::: GIVEN INFORMATION :::
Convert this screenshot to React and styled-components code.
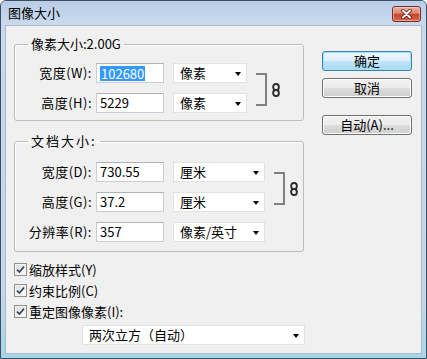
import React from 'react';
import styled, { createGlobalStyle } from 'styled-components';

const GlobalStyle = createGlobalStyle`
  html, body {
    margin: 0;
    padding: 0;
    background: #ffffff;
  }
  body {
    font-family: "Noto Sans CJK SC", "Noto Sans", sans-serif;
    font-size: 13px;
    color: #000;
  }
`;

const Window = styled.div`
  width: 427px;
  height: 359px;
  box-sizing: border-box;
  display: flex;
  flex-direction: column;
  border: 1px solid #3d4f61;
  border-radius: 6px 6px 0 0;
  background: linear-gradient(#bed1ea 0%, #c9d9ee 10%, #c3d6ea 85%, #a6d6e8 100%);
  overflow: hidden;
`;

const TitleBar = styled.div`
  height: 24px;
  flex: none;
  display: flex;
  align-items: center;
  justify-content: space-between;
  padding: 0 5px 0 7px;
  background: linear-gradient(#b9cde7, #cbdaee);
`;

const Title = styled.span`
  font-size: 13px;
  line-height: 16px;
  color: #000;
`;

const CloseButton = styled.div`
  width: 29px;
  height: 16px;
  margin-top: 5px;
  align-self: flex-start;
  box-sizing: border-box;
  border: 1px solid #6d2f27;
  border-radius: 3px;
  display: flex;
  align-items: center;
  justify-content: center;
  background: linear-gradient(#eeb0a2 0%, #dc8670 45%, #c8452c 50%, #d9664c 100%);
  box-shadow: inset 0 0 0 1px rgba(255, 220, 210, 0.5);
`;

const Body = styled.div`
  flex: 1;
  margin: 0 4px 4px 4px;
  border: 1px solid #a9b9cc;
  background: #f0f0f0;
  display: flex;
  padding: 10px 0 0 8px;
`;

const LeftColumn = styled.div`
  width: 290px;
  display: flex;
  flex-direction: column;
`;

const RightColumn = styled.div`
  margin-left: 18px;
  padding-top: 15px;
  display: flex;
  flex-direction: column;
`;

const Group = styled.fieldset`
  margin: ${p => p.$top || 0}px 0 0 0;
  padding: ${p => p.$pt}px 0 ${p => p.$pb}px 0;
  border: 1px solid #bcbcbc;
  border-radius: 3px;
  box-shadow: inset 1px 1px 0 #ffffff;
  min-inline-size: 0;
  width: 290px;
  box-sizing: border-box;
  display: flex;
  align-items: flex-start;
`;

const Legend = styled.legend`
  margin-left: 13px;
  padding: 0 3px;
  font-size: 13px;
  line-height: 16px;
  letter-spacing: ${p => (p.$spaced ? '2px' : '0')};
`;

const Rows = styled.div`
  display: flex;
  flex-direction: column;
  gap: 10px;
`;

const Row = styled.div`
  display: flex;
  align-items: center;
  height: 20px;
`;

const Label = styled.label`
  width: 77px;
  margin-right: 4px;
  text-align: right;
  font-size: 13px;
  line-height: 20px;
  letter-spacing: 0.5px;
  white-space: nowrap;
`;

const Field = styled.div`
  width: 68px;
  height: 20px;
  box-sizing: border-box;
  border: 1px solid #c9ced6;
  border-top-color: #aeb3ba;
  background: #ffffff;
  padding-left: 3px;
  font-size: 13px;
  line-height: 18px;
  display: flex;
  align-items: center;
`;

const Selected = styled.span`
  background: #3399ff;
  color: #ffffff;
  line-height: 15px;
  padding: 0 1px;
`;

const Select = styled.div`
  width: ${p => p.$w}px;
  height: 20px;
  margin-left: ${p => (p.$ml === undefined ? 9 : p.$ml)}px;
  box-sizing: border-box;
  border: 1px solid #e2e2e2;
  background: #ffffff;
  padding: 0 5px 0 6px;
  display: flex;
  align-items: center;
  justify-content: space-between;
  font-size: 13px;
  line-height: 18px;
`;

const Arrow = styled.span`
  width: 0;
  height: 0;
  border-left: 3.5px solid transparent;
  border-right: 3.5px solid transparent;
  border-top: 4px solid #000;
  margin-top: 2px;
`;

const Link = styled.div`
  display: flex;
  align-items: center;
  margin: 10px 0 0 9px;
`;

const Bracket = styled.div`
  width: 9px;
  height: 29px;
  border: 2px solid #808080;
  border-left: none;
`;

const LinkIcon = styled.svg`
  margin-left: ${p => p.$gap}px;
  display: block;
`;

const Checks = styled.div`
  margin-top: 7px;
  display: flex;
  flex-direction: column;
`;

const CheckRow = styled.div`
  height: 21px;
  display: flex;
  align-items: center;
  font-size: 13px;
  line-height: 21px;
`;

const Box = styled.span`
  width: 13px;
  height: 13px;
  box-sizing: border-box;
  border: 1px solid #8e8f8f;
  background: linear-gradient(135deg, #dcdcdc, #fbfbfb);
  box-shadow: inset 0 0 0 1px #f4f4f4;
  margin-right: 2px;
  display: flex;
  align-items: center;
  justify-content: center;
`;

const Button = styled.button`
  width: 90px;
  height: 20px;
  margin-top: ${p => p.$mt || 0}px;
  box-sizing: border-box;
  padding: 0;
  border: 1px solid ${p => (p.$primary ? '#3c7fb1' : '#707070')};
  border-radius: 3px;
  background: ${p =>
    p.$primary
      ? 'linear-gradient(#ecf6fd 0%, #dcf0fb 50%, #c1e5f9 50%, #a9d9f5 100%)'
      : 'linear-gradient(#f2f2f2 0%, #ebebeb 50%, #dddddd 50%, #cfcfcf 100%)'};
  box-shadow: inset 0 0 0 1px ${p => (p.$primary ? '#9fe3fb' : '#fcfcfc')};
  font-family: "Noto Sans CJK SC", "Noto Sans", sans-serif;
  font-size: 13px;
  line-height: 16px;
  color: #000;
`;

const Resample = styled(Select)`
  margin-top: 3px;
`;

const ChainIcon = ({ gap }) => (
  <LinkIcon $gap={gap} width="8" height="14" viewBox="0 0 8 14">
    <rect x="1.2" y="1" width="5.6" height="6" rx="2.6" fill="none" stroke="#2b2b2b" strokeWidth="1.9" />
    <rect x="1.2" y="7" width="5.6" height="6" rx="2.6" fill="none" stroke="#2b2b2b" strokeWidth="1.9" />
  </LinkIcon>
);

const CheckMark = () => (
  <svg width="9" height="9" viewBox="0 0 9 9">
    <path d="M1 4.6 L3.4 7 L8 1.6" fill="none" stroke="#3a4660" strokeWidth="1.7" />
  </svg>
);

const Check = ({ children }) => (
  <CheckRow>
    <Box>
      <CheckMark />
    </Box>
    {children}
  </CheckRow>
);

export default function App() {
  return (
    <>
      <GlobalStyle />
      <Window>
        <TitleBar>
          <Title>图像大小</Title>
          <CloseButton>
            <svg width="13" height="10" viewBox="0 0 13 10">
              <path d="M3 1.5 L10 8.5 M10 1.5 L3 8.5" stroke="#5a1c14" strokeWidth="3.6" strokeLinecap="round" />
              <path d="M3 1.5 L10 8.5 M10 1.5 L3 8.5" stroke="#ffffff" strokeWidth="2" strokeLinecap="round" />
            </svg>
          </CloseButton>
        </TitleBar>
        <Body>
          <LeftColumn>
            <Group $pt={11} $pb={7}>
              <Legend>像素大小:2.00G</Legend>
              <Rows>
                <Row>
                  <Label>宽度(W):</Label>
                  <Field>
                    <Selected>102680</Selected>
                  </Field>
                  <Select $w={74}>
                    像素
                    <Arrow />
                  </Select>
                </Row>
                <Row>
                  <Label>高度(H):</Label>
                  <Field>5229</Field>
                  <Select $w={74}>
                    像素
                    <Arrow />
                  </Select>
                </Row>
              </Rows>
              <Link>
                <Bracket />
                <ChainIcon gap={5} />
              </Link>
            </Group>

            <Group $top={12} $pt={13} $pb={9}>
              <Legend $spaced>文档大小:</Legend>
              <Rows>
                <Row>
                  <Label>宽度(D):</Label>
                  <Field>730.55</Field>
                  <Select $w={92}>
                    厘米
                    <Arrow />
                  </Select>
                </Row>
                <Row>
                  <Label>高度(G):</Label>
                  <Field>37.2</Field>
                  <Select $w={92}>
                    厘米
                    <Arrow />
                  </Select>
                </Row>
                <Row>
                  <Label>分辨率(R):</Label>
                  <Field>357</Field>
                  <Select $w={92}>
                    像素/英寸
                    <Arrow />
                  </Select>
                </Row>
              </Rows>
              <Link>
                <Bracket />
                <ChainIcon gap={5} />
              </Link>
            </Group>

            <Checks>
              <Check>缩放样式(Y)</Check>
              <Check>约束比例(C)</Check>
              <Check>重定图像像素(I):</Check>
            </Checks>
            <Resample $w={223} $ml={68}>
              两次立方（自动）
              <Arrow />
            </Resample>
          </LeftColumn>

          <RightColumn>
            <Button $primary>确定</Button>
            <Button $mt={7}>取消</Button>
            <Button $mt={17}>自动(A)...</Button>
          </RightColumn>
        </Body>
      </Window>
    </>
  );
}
:::
#### SHORT TASK:
Of the lines in the listing above, how many hold the string "React"? Reply with the number only.

#### SOLUTION FOR THIS EXERCISE:
2